__SET EXERCISE__: Wherever the string "index" occurs in a line of these records, report that line.

## start AVAILABLE RECORDS

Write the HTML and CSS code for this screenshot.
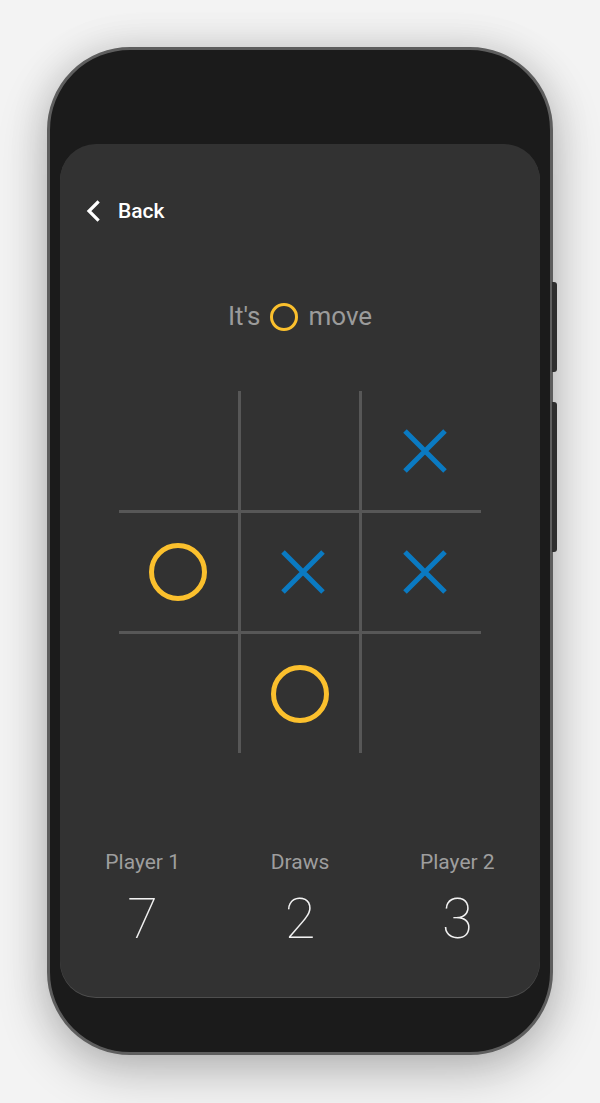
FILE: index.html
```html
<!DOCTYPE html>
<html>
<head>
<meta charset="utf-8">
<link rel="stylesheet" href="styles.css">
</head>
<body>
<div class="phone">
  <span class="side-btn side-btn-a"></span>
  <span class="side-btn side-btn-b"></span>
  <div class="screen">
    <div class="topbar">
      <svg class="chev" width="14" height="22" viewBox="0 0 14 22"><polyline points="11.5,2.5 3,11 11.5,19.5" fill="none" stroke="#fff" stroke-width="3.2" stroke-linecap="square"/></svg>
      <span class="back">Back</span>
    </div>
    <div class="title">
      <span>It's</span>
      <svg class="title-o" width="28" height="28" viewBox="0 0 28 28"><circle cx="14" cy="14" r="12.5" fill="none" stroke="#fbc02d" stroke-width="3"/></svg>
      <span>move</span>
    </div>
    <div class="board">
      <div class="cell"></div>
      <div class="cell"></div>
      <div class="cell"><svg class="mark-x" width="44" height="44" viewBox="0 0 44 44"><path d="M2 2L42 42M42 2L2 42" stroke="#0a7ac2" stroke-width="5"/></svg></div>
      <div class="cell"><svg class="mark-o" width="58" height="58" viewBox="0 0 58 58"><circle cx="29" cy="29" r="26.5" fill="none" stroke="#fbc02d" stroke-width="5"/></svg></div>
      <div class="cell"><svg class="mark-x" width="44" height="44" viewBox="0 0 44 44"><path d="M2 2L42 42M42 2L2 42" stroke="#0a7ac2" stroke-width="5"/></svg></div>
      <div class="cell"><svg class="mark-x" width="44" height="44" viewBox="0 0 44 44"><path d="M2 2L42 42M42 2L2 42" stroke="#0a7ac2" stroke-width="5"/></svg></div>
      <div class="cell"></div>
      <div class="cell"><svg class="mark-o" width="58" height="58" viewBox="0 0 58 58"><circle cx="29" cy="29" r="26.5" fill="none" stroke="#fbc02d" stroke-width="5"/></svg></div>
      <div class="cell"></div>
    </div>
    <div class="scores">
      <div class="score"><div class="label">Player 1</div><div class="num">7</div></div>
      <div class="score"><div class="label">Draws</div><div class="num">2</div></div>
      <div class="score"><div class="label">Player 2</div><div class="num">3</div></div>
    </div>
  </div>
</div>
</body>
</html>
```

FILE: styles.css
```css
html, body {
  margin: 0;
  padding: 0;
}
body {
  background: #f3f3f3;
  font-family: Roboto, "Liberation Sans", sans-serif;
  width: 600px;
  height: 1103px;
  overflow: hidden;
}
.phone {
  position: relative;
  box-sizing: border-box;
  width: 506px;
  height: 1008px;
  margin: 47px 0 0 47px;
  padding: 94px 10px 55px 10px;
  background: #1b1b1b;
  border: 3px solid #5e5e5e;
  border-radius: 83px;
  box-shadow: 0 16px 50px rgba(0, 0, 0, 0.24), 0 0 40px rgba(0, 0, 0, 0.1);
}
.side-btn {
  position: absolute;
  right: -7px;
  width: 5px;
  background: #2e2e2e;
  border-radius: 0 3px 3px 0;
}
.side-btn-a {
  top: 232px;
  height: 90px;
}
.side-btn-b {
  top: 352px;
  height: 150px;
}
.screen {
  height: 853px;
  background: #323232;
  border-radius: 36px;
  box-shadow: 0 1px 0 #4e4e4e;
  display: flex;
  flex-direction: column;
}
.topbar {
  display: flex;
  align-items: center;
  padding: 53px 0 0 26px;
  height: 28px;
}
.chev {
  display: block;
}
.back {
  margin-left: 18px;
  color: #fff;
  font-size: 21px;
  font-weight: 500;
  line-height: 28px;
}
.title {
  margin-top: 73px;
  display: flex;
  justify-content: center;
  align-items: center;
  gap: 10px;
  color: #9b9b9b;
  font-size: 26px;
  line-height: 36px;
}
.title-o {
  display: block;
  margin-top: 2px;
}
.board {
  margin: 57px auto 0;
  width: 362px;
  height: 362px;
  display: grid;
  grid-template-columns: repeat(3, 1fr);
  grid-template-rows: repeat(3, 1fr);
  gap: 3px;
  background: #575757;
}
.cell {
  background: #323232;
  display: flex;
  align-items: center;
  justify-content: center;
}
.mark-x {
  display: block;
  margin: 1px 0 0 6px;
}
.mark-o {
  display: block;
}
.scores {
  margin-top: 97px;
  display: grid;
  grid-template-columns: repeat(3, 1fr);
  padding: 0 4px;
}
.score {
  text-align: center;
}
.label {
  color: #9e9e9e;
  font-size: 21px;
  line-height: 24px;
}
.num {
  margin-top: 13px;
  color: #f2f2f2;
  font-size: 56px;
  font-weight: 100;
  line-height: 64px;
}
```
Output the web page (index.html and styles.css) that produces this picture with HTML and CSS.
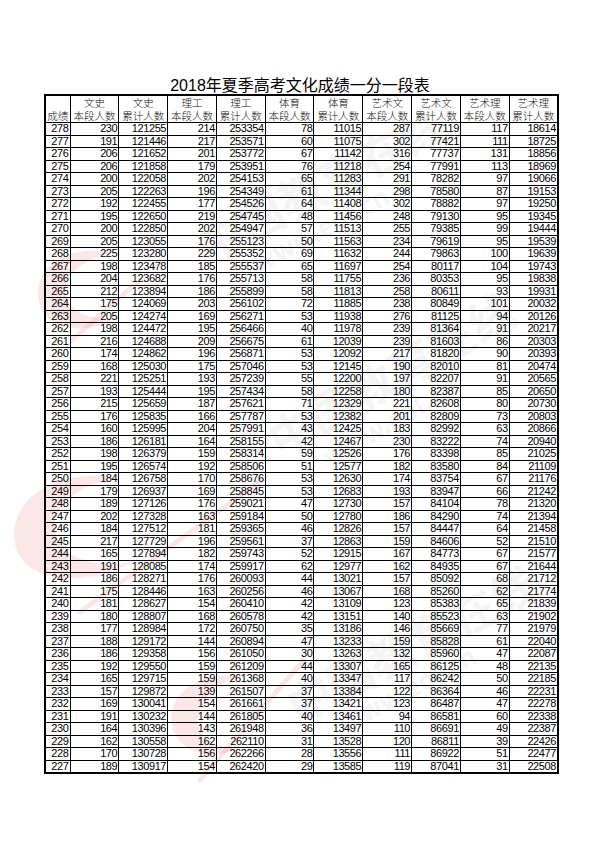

## end AVAILABLE RECORDS

__TASK ANSWER__:
FILE: index.html
Output the web page (index.html and styles.css) that produces this picture with HTML and CSS.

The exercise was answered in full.